## [Given material]
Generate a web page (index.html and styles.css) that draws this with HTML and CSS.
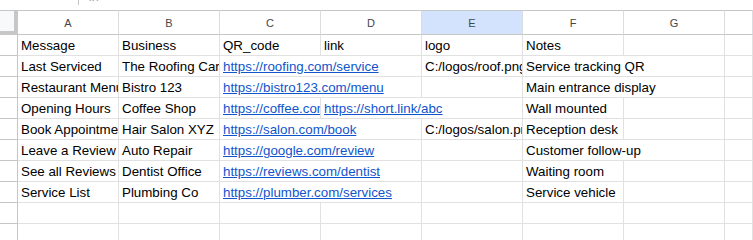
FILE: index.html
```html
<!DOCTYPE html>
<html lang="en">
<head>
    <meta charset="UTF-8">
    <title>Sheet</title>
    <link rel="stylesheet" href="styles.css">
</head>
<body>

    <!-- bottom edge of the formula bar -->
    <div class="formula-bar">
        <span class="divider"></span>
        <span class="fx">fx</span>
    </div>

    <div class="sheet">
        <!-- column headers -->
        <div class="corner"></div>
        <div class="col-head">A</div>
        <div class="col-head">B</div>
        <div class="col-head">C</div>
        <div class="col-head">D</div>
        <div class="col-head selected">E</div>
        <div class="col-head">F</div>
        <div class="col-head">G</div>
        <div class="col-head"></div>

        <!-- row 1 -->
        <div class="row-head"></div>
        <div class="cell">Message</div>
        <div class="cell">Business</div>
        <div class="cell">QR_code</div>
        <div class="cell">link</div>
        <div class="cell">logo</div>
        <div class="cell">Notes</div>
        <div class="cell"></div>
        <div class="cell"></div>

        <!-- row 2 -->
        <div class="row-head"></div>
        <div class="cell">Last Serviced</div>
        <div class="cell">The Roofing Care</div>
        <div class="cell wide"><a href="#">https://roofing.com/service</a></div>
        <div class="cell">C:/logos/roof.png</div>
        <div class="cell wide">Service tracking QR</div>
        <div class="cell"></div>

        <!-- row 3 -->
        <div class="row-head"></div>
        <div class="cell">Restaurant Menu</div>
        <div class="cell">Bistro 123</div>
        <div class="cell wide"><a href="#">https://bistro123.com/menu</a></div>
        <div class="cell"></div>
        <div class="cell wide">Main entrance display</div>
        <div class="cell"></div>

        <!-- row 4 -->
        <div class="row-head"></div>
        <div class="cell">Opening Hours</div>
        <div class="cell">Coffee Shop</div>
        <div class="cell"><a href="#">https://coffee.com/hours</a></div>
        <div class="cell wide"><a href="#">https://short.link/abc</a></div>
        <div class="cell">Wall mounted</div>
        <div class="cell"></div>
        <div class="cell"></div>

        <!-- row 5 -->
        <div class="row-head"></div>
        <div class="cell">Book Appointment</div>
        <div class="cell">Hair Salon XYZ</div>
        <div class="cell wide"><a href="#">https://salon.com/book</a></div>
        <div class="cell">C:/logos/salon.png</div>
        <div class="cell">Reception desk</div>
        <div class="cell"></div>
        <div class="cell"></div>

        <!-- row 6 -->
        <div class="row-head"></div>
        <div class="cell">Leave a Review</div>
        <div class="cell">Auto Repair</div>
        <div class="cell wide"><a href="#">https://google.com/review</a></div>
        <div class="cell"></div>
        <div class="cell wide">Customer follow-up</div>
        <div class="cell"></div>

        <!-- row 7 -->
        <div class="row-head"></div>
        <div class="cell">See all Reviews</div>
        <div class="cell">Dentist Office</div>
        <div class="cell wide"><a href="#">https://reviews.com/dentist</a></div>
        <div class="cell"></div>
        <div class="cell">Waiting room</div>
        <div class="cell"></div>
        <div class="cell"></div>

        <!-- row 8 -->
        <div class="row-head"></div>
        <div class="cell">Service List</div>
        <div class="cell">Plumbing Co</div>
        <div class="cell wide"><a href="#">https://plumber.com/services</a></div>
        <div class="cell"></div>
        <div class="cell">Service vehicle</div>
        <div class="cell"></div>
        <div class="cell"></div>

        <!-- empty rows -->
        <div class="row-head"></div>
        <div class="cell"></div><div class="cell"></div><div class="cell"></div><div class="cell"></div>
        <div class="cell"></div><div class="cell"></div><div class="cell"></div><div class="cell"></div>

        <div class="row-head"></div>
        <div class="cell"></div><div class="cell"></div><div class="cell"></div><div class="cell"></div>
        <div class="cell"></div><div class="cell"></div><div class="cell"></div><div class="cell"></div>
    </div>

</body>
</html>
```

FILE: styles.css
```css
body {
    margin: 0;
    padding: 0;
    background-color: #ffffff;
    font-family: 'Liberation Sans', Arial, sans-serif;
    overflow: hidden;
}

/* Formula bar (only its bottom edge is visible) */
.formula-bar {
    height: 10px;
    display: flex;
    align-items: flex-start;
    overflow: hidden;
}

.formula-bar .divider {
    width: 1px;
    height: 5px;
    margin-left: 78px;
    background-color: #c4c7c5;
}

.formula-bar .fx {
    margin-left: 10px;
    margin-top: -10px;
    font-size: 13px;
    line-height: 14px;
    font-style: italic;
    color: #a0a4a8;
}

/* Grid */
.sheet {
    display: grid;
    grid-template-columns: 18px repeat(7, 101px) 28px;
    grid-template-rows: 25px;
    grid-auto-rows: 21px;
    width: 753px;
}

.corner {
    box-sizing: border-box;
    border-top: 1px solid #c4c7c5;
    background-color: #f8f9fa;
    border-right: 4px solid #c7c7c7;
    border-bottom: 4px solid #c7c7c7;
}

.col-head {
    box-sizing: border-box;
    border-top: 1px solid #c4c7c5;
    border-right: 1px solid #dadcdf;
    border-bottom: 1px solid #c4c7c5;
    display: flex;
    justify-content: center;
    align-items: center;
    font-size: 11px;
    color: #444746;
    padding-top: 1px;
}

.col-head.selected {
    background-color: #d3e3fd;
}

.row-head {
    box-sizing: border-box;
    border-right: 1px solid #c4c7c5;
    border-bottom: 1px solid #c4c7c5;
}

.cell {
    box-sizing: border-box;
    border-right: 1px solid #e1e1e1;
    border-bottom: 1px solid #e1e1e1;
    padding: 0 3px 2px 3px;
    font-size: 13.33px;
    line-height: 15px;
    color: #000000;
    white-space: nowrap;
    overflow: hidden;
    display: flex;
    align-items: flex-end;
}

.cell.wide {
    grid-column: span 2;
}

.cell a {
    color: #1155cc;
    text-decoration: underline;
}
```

## [What is being asked]
Copy out all of the data word for word. Do not carry over any picture.

## [Written solution]
Generate a web page (index.html and styles.css) that draws this with HTML and CSS.
FILE: index.html
```html
<!DOCTYPE html>
<html lang="en">
<head>
    <meta charset="UTF-8">
    <title>Sheet</title>
    <link rel="stylesheet" href="styles.css">
</head>
<body>

    <!-- bottom edge of the formula bar -->
    <div class="formula-bar">
        <span class="divider"></span>
        <span class="fx">fx</span>
    </div>

    <div class="sheet">
        <!-- column headers -->
        <div class="corner"></div>
        <div class="col-head">A</div>
        <div class="col-head">B</div>
        <div class="col-head">C</div>
        <div class="col-head">D</div>
        <div class="col-head selected">E</div>
        <div class="col-head">F</div>
        <div class="col-head">G</div>
        <div class="col-head"></div>

        <!-- row 1 -->
        <div class="row-head"></div>
        <div class="cell">Message</div>
        <div class="cell">Business</div>
        <div class="cell">QR_code</div>
        <div class="cell">link</div>
        <div class="cell">logo</div>
        <div class="cell">Notes</div>
        <div class="cell"></div>
        <div class="cell"></div>

        <!-- row 2 -->
        <div class="row-head"></div>
        <div class="cell">Last Serviced</div>
        <div class="cell">The Roofing Care</div>
        <div class="cell wide"><a href="#">https://roofing.com/service</a></div>
        <div class="cell">C:/logos/roof.png</div>
        <div class="cell wide">Service tracking QR</div>
        <div class="cell"></div>

        <!-- row 3 -->
        <div class="row-head"></div>
        <div class="cell">Restaurant Menu</div>
        <div class="cell">Bistro 123</div>
        <div class="cell wide"><a href="#">https://bistro123.com/menu</a></div>
        <div class="cell"></div>
        <div class="cell wide">Main entrance display</div>
        <div class="cell"></div>

        <!-- row 4 -->
        <div class="row-head"></div>
        <div class="cell">Opening Hours</div>
        <div class="cell">Coffee Shop</div>
        <div class="cell"><a href="#">https://coffee.com/hours</a></div>
        <div class="cell wide"><a href="#">https://short.link/abc</a></div>
        <div class="cell">Wall mounted</div>
        <div class="cell"></div>
        <div class="cell"></div>

        <!-- row 5 -->
        <div class="row-head"></div>
        <div class="cell">Book Appointment</div>
        <div class="cell">Hair Salon XYZ</div>
        <div class="cell wide"><a href="#">https://salon.com/book</a></div>
        <div class="cell">C:/logos/salon.png</div>
        <div class="cell">Reception desk</div>
        <div class="cell"></div>
        <div class="cell"></div>

        <!-- row 6 -->
        <div class="row-head"></div>
        <div class="cell">Leave a Review</div>
        <div class="cell">Auto Repair</div>
        <div class="cell wide"><a href="#">https://google.com/review</a></div>
        <div class="cell"></div>
        <div class="cell wide">Customer follow-up</div>
        <div class="cell"></div>

        <!-- row 7 -->
        <div class="row-head"></div>
        <div class="cell">See all Reviews</div>
        <div class="cell">Dentist Office</div>
        <div class="cell wide"><a href="#">https://reviews.com/dentist</a></div>
        <div class="cell"></div>
        <div class="cell">Waiting room</div>
        <div class="cell"></div>
        <div class="cell"></div>

        <!-- row 8 -->
        <div class="row-head"></div>
        <div class="cell">Service List</div>
        <div class="cell">Plumbing Co</div>
        <div class="cell wide"><a href="#">https://plumber.com/services</a></div>
        <div class="cell"></div>
        <div class="cell">Service vehicle</div>
        <div class="cell"></div>
        <div class="cell"></div>

        <!-- empty rows -->
        <div class="row-head"></div>
        <div class="cell"></div><div class="cell"></div><div class="cell"></div><div class="cell"></div>
        <div class="cell"></div><div class="cell"></div><div class="cell"></div><div class="cell"></div>

        <div class="row-head"></div>
        <div class="cell"></div><div class="cell"></div><div class="cell"></div><div class="cell"></div>
        <div class="cell"></div><div class="cell"></div><div class="cell"></div><div class="cell"></div>
    </div>

</body>
</html>
```

FILE: styles.css
```css
body {
    margin: 0;
    padding: 0;
    background-color: #ffffff;
    font-family: 'Liberation Sans', Arial, sans-serif;
    overflow: hidden;
}

/* Formula bar (only its bottom edge is visible) */
.formula-bar {
    height: 10px;
    display: flex;
    align-items: flex-start;
    overflow: hidden;
}

.formula-bar .divider {
    width: 1px;
    height: 5px;
    margin-left: 78px;
    background-color: #c4c7c5;
}

.formula-bar .fx {
    margin-left: 10px;
    margin-top: -10px;
    font-size: 13px;
    line-height: 14px;
    font-style: italic;
    color: #a0a4a8;
}

/* Grid */
.sheet {
    display: grid;
    grid-template-columns: 18px repeat(7, 101px) 28px;
    grid-template-rows: 25px;
    grid-auto-rows: 21px;
    width: 753px;
}

.corner {
    box-sizing: border-box;
    border-top: 1px solid #c4c7c5;
    background-color: #f8f9fa;
    border-right: 4px solid #c7c7c7;
    border-bottom: 4px solid #c7c7c7;
}

.col-head {
    box-sizing: border-box;
    border-top: 1px solid #c4c7c5;
    border-right: 1px solid #dadcdf;
    border-bottom: 1px solid #c4c7c5;
    display: flex;
    justify-content: center;
    align-items: center;
    font-size: 11px;
    color: #444746;
    padding-top: 1px;
}

.col-head.selected {
    background-color: #d3e3fd;
}

.row-head {
    box-sizing: border-box;
    border-right: 1px solid #c4c7c5;
    border-bottom: 1px solid #c4c7c5;
}

.cell {
    box-sizing: border-box;
    border-right: 1px solid #e1e1e1;
    border-bottom: 1px solid #e1e1e1;
    padding: 0 3px 2px 3px;
    font-size: 13.33px;
    line-height: 15px;
    color: #000000;
    white-space: nowrap;
    overflow: hidden;
    display: flex;
    align-items: flex-end;
}

.cell.wide {
    grid-column: span 2;
}

.cell a {
    color: #1155cc;
    text-decoration: underline;
}
```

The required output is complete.